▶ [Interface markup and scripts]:
::::::::
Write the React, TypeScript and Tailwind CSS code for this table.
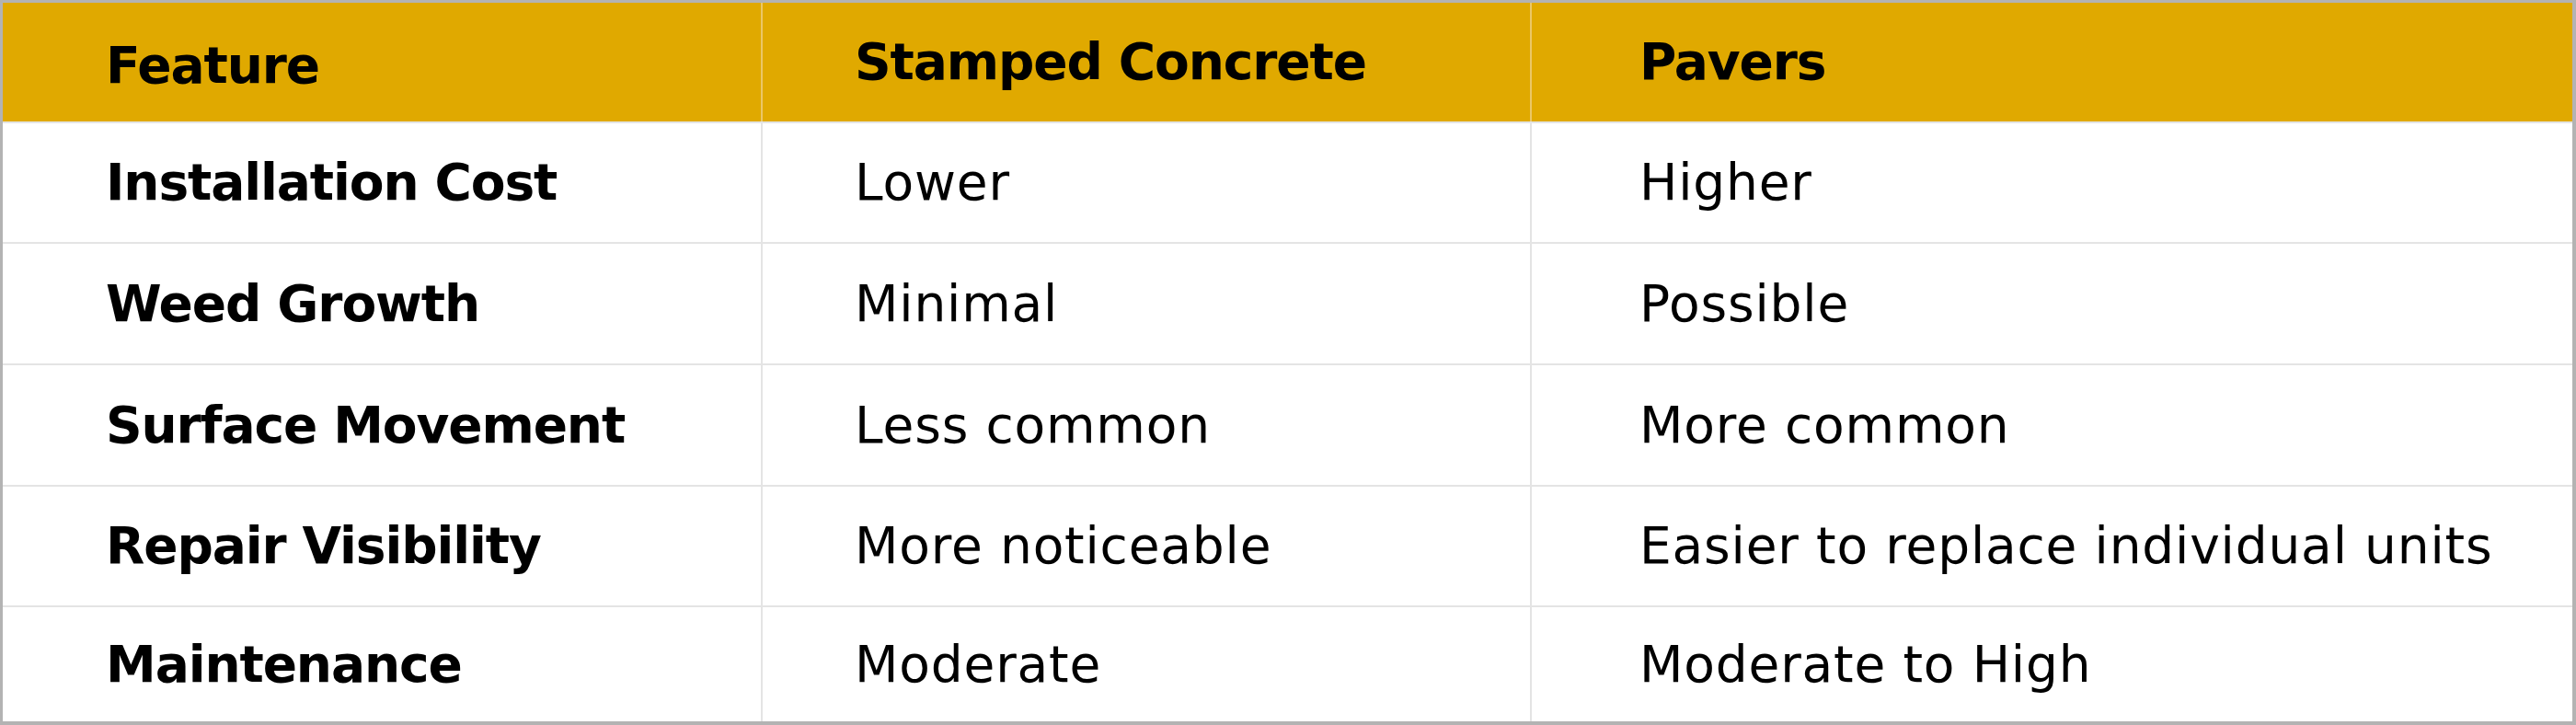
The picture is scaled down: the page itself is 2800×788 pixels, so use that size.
const rows = [
  { feature: "Installation Cost", concrete: "Lower", pavers: "Higher", h: "h-[131px]" },
  { feature: "Weed Growth", concrete: "Minimal", pavers: "Possible", h: "h-[132px]" },
  { feature: "Surface Movement", concrete: "Less common", pavers: "More common", h: "h-[132px]" },
  { feature: "Repair Visibility", concrete: "More noticeable", pavers: "Easier to replace individual units", h: "h-[131px]" },
  { feature: "Maintenance", concrete: "Moderate", pavers: "Moderate to High", h: "h-[126px]" },
];

const App = () => {
  return (
    <div className="h-[788px] w-[2800px] overflow-hidden bg-white font-['DejaVu_Sans',sans-serif] text-black">
      <div className="h-full w-full border-t-[3px] border-r-4 border-b-4 border-l-[3px] border-[#b3b3b3]">
        {/* header */}
        <div className="grid h-[129px] grid-cols-[824px_836px_1fr] bg-[#e0a900] text-[55px] font-bold tracking-[-0.02em]">
          <div className="flex items-center pt-2 pl-[112px]">Feature</div>
          <div className="flex items-center border-l-2 border-[#ebc767] pl-[100px]">
            Stamped Concrete
          </div>
          <div className="flex items-center border-l-2 border-[#ebc767] pl-[117px]">
            Pavers
          </div>
        </div>

        {rows.map((row) => (
          <div
            key={row.feature}
            className={`grid grid-cols-[824px_836px_1fr] border-t-2 border-[#e4e4e4] text-[55px] ${row.h}`}
          >
            <div className="flex items-center pl-[112px] font-bold tracking-[-0.02em]">
              {row.feature}
            </div>
            <div className="flex items-center border-l-2 border-[#e4e4e4] pl-[100px] tracking-[0.015em]">
              {row.concrete}
            </div>
            <div className="flex items-center border-l-2 border-[#e4e4e4] pl-[117px] tracking-[0.015em]">
              {row.pavers}
            </div>
          </div>
        ))}
      </div>
    </div>
  );
};

export default App;
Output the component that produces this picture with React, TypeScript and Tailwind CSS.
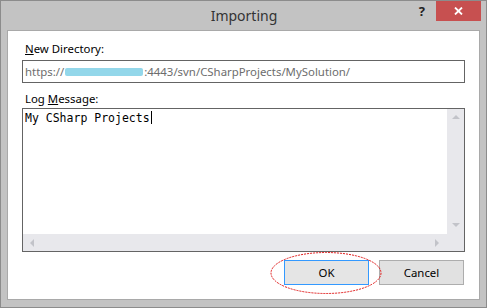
import React from 'react';

const ui = { fontFamily: '"Noto Sans", "Open Sans", Arial, sans-serif' };
const mono = { fontFamily: '"DejaVu Sans Mono", "Liberation Mono", monospace' };

const Arrow: React.FC<{ dir: 'up' | 'down' | 'left' | 'right' }> = ({ dir }) => {
    const pts = {
        up: '0,4 4,0 8,4',
        down: '0,0 8,0 4,4',
        left: '4,0 4,8 0,4',
        right: '0,0 0,8 4,4',
    }[dir];
    const vertical = dir === 'up' || dir === 'down';
    return (
        <svg width={vertical ? 8 : 4} height={vertical ? 4 : 8} viewBox={vertical ? '0 0 8 4' : '0 0 4 8'}>
            <polygon points={pts} fill="#c2c3c9" />
        </svg>
    );
};

const LogBox: React.FC = () => (
    <div className="mt-[1px] h-[144px] border border-[#646464] bg-white grid grid-cols-[1fr_17px] grid-rows-[1fr_17px]">
        <div className="pl-[2px] pt-[2px] text-[11.5px] leading-[14px] text-black" style={mono}>
            My CSharp Projects<span className="inline-block w-px h-[13px] bg-black align-[-2px] ml-[1px]" />
        </div>
        <div className="bg-[#e8e8ec] flex flex-col items-center justify-between pt-[6px] pb-[7px]">
            <Arrow dir="up" />
            <Arrow dir="down" />
        </div>
        <div className="bg-[#e8e8ec] flex items-center justify-between pl-[7px] pr-[8px]">
            <Arrow dir="left" />
            <Arrow dir="right" />
        </div>
        <div className="bg-[#e8e8ec]" />
    </div>
);

const App: React.FC = () => {
    return (
        <div className="w-[487px] h-[308px] border border-[#8c8c8c] bg-[#c3c3c3] px-[6px] pb-[7px] flex flex-col" style={ui}>
            <div className="h-[29px] grid grid-cols-[1fr_auto_1fr] -mr-[1px]">
                <div />
                <div className="pt-[4px] text-[14px] leading-[22px] text-[#333]">Importing</div>
                <div className="flex justify-end items-start">
                    <span className="mt-[2px] mr-[11px] text-[13px] leading-[16px] font-bold text-[#222]">?</span>
                    <button className="w-[45px] h-[20px] bg-[#c75050] flex items-center justify-center">
                        <svg width="9" height="8" viewBox="0 0 9 8">
                            <path d="M1 0.5 L8 7.5 M8 0.5 L1 7.5" stroke="#fff" strokeWidth="1.8" />
                        </svg>
                    </button>
                </div>
            </div>

            <div className="flex-1 border border-[#a9a9a9] bg-white px-[14px] pt-[10px] flex flex-col">
                <label className="pl-[3px] h-[16px] text-[11.4px] leading-[16px] text-black">
                    <span className="underline">N</span>ew Directory:
                </label>
                <div className="mt-[3px] h-[23px] border border-[#646464] flex items-center pl-[2px] text-[11.4px] text-[#6d6d6d] whitespace-nowrap overflow-hidden">
                    https://<span className="inline-block w-[78px] h-[8px] bg-[#93d7ea] rounded-[2px] mx-[1px]" />:4443/svn/CSharpProjects/MySolution/
                </div>

                <label className="mt-[8px] pl-[3px] h-[16px] text-[11.4px] leading-[16px] text-black">
                    Log <span className="underline">M</span>essage:
                </label>
                <LogBox />

                <div className="mt-[8px] flex justify-end gap-[10px] pr-px relative">
                    <button className="w-[85px] h-[25px] border border-[#3399ff] bg-[#e5e5e5] text-[11.4px] text-black">OK</button>
                    <button className="w-[85px] h-[25px] border border-[#adadad] bg-[#e1e1e1] text-[11.4px] text-black">Cancel</button>
                    <svg className="absolute left-[247px] -top-[9px] pointer-events-none" width="114" height="44" viewBox="0 0 114 44">
                        <ellipse cx="57" cy="22" rx="55" ry="20.5" fill="none" stroke="#e01818" strokeWidth="1" strokeDasharray="2 1" />
                    </svg>
                </div>
            </div>
        </div>
    );
};

export default App;
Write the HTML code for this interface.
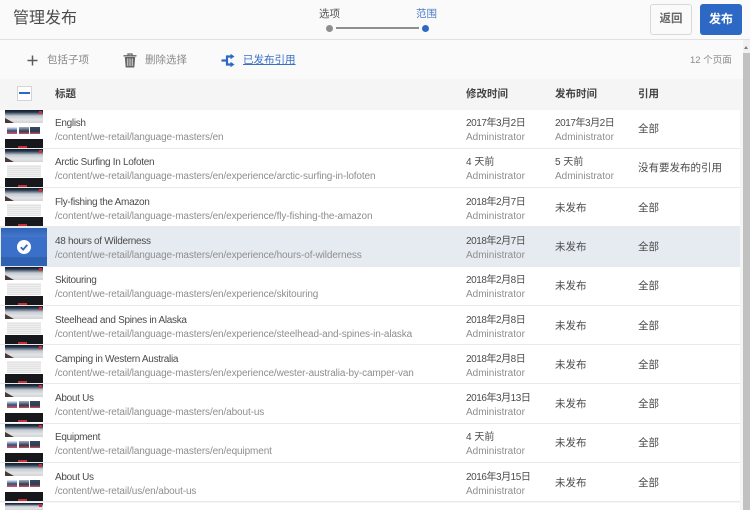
<!DOCTYPE html>
<html style="width:750px;height:510px;overflow:hidden"><head><meta charset="utf-8"><style>
html,body{margin:0;padding:0}
body{width:750px;height:510px;overflow:hidden;position:relative;background:#f5f5f5;font-family:"Liberation Sans","Noto Sans CJK SC",sans-serif;color:#4b4b4b}
div,span,a,svg{position:absolute;white-space:nowrap}
#clip{left:0;top:0;width:750px;height:510px;overflow:hidden}
#top{left:0;top:0;width:750px;height:39px;background:#fafafa;border-bottom:1px solid #e1e1e1}
#bar{left:0;top:40px;width:743px;height:39px;background:#fafafa}
#hdr{left:0;top:79px;width:743px;height:30px;background:#f5f5f5}
.h{top:87px;font-size:10.5px;font-weight:bold;line-height:14px;color:#444}
.r{left:0;width:740px;height:38px;background:#fff;border-bottom:1px solid #e9e9e9;overflow:hidden}
.sel{background:#e6ebf1}
.t{left:55px;top:7px;font-size:10px;line-height:14px;color:#4b4b4b;letter-spacing:-.3px}
.p{left:55px;top:21px;font-size:10px;line-height:14px;color:#8e8e8e;letter-spacing:-.115px}
.d{top:7px;font-size:10px;line-height:14px;color:#4b4b4b;letter-spacing:-.45px}
.a{top:21px;font-size:10px;line-height:14px;color:#8e8e8e}
.m{left:466px}.u{left:555px}
.s{top:12px;font-size:10.5px;line-height:14px;color:#4b4b4b}
.k .t,.k .d{top:8px}.k .p,.k .a{top:22px}.k .s{top:13px}
.th{left:5px;top:0;width:38px;height:38px;background:#fff;overflow:hidden}
.he{left:0;top:0;width:38px;height:13px;background:linear-gradient(180deg,#141c26 0,#23354a 16%,#6d7b8c 30%,#c6ccd3 46%,#e2e3e5 75%,#d2d4d7 100%)}
.br{left:0;top:8px;width:0;height:0;border-left:9px solid #4a3a36;border-top:5px solid transparent}
.rd{left:34px;top:1px;width:3px;height:3px;background:#c9303c}
.bk{left:0;top:29px;width:38px;height:9px;background:#17181c}
.rl{left:13px;top:36px;width:9px;height:2px;background:#c5303a}
.i1,.i2,.i3{top:17px;width:10px;height:7px}
.i1{left:2px;background:linear-gradient(180deg,#f0f2f5 0,#33507e 55%,#d8555e 100%)}
.i2{left:14px;background:linear-gradient(180deg,#a6b2c0 0,#2c3d54 60%,#d0505a 100%)}
.i3{left:25px;background:linear-gradient(180deg,#364a62 0,#2d3a50 65%,#cc555e 100%)}
.ln{left:2px;top:16px;width:34px;height:12px;background:repeating-linear-gradient(180deg,#eee 0,#eee 1px,#e3e3e3 1px,#e3e3e3 2px)}
</style></head><body>
<div id="clip">
<div id="bar"></div><div id="hdr"></div>
<div id="top"></div>
<div style="left:13px;top:8px;font-size:16px;line-height:22px;color:#4b4b4b">管理发布</div>
<div style="left:319px;top:7px;font-size:10.5px;line-height:14px;color:#555">选项</div>
<div style="left:416px;top:7px;font-size:10.5px;line-height:14px;color:#4a7cc8">范围</div>
<div style="left:326px;top:25px;width:7px;height:7px;border-radius:50%;background:#8e8e8e"></div>
<div style="left:336px;top:27px;width:83px;height:2px;background:#8e8e8e"></div>
<div style="left:422px;top:25px;width:7px;height:7px;border-radius:50%;background:#2d69c4"></div>
<div style="left:650px;top:4px;width:42px;height:31px;box-sizing:border-box;border:1px solid #d8d8d8;border-radius:3px;background:#fafafa;font-size:11.5px;font-weight:bold;line-height:29px;text-align:center;color:#666">返回</div>
<div style="left:700px;top:4px;width:42px;height:31px;border-radius:3px;background:#2d69c4;font-size:12px;font-weight:bold;line-height:31px;text-align:center;color:#fff">发布</div>

<svg style="left:26px;top:54px" width="13" height="13" viewBox="0 0 13 13"><path d="M6.500 1.500V11.500M1.500 6.500H11.500" stroke="#5c5c5c" stroke-width="1.500" fill="none"/></svg>
<div style="left:47px;top:53px;font-size:10.500px;line-height:14px;color:#8a8a8a">包括子项</div>
<svg style="left:123px;top:53px" width="14" height="15" viewBox="0 0 14 15"><path d="M0.500 2.800H13.500M5 2.500V1H9V2.500" stroke="#666" stroke-width="1.300" fill="none"/><path d="M1.800 4H12.200L11.300 14.500H2.700Z" fill="#666"/><path d="M4.800 5.500V13M7 5.500V13M9.200 5.500V13" stroke="#fafafa" stroke-width=".8"/></svg>
<div style="left:145px;top:53px;font-size:10.500px;line-height:14px;color:#8a8a8a">删除选择</div>
<svg style="left:221px;top:53px" width="15" height="15" viewBox="0 0 15 15"><path d="M0.500 7.500H6M6 3.500H10M6 11.500H10" stroke="#2d69c4" stroke-width="2.200" fill="none"/><path d="M6 2.400V12.600" stroke="#2d69c4" stroke-width="2.200"/><path d="M9.500 0.800L13.500 3.500L9.500 6.200ZM9.500 8.800L13.500 11.500L9.500 14.200Z" fill="#2d69c4"/></svg>
<div style="left:243px;top:53px;font-size:10.500px;line-height:14px;color:#3a70c4;text-decoration:underline">已发布引用</div>
<div style="left:690px;top:54px;font-size:9.500px;line-height:13px;color:#8a8a8a">12 个页面</div>

<div style="left:17px;top:86px;width:15px;height:15px;box-sizing:border-box;border:1px solid #d4d4d4;background:#fff"></div>
<div style="left:19px;top:92px;width:11px;height:2px;background:#2d69c4"></div>
<div class="h" style="left:55px">标题</div>
<div class="h" style="left:466px">修改时间</div>
<div class="h" style="left:555px">发布时间</div>
<div class="h" style="left:638px">引用</div>

<div class="r" style="top:110px"><div class="th"><div class="he"></div><div class="br"></div><div class="rd"></div><div class="i1"></div><div class="i2"></div><div class="i3"></div><div class="bk"></div><div class="rl"></div></div><div class="t">English</div><div class="p">/content/we-retail/language-masters/en</div><div class="d m">2017年3月2日</div><div class="a m">Administrator</div><div class="d u">2017年3月2日</div><div class="a u">Administrator</div><div class="s" style="left:638px">全部</div></div>

<div class="r" style="top:149px"><div class="th"><div class="he"></div><div class="br"></div><div class="rd"></div><div class="ln"></div><div class="bk"></div><div class="rl"></div></div><div class="t">Arctic Surfing In Lofoten</div><div class="p">/content/we-retail/language-masters/en/experience/arctic-surfing-in-lofoten</div><div class="d m" style="letter-spacing:0">4 天前</div><div class="a m">Administrator</div><div class="d u" style="letter-spacing:0">5 天前</div><div class="a u">Administrator</div><div class="s" style="left:638px">没有要发布的引用</div></div>

<div class="r k" style="top:188px"><div class="th"><div class="he"></div><div class="br"></div><div class="rd"></div><div class="ln"></div><div class="bk"></div><div class="rl"></div></div><div class="t">Fly-fishing the Amazon</div><div class="p">/content/we-retail/language-masters/en/experience/fly-fishing-the-amazon</div><div class="d m">2018年2月7日</div><div class="a m">Administrator</div><div class="s u">未发布</div><div class="s" style="left:638px">全部</div></div>

<div class="r sel k" style="top:227px;height:39px"><div style="left:1px;top:1px;width:46px;height:38px;background:#3a70c8"></div><div style="left:1px;top:1px;width:46px;height:9px;background:linear-gradient(180deg,#2f62b4,#4478cc)"></div><div style="left:1px;top:30px;width:46px;height:9px;background:#2f62b2"></div><div style="left:17px;top:13px;width:14px;height:14px;border-radius:50%;background:#fff"></div><svg style="left:17px;top:13px" width="14" height="14" viewBox="0 0 14 14"><path d="M3.800 7.200L6.200 9.600L10.300 4.800" stroke="#2d69c4" stroke-width="1.800" fill="none"/></svg><div class="t">48 hours of Wilderness</div><div class="p">/content/we-retail/language-masters/en/experience/hours-of-wilderness</div><div class="d m">2018年2月7日</div><div class="a m">Administrator</div><div class="s u">未发布</div><div class="s" style="left:638px">全部</div></div>

<div class="r" style="top:267px"><div class="th"><div class="he"></div><div class="br"></div><div class="rd"></div><div class="ln"></div><div class="bk"></div><div class="rl"></div></div><div class="t">Skitouring</div><div class="p">/content/we-retail/language-masters/en/experience/skitouring</div><div class="d m">2018年2月8日</div><div class="a m">Administrator</div><div class="s u">未发布</div><div class="s" style="left:638px">全部</div></div>

<div class="r k" style="top:306px"><div class="th"><div class="he"></div><div class="br"></div><div class="rd"></div><div class="ln"></div><div class="bk"></div><div class="rl"></div></div><div class="t">Steelhead and Spines in Alaska</div><div class="p">/content/we-retail/language-masters/en/experience/steelhead-and-spines-in-alaska</div><div class="d m">2018年2月8日</div><div class="a m">Administrator</div><div class="s u">未发布</div><div class="s" style="left:638px">全部</div></div>

<div class="r k" style="top:345px"><div class="th"><div class="he"></div><div class="br"></div><div class="rd"></div><div class="ln"></div><div class="bk"></div><div class="rl"></div></div><div class="t">Camping in Western Australia</div><div class="p">/content/we-retail/language-masters/en/experience/wester-australia-by-camper-van</div><div class="d m">2018年2月8日</div><div class="a m">Administrator</div><div class="s u">未发布</div><div class="s" style="left:638px">全部</div></div>

<div class="r k" style="top:384px;height:39px"><div class="th"><div class="he"></div><div class="br"></div><div class="rd"></div><div class="i1"></div><div class="i2"></div><div class="i3"></div><div class="bk"></div><div class="rl"></div></div><div class="t">About Us</div><div class="p">/content/we-retail/language-masters/en/about-us</div><div class="d m">2016年3月13日</div><div class="a m">Administrator</div><div class="s u">未发布</div><div class="s" style="left:638px">全部</div></div>

<div class="r" style="top:424px"><div class="th"><div class="he"></div><div class="br"></div><div class="rd"></div><div class="i1"></div><div class="i2"></div><div class="i3"></div><div class="bk"></div><div class="rl"></div></div><div class="t">Equipment</div><div class="p">/content/we-retail/language-masters/en/equipment</div><div class="d m" style="letter-spacing:0">4 天前</div><div class="a m">Administrator</div><div class="s u">未发布</div><div class="s" style="left:638px">全部</div></div>

<div class="r k" style="top:463px"><div class="th"><div class="he"></div><div class="br"></div><div class="rd"></div><div class="i1"></div><div class="i2"></div><div class="i3"></div><div class="bk"></div><div class="rl"></div></div><div class="t">About Us</div><div class="p">/content/we-retail/us/en/about-us</div><div class="d m">2016年3月15日</div><div class="a m">Administrator</div><div class="s u">未发布</div><div class="s" style="left:638px">全部</div></div>

<div class="r" style="top:503px;height:7px;border:0"><div class="th" style="height:7px"><div class="he" style="height:7px"></div><div class="rd"></div></div></div>

<div style="left:743px;top:40px;width:7px;height:470px;background:#f1f1f1"></div>
<div style="left:743px;top:53px;width:7px;height:457px;background:#c1c1c1"></div>
<div style="left:744px;top:46px;width:0;height:0;border-left:2.500px solid transparent;border-right:2.500px solid transparent;border-bottom:3px solid #7a7a7a"></div>
</div>
</body></html>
::::::::
▶ [DIRECTIVE]: Find how many lines in the listing contain the word "code" and give that count alone.

▶ [TASK RESPONSE]: 2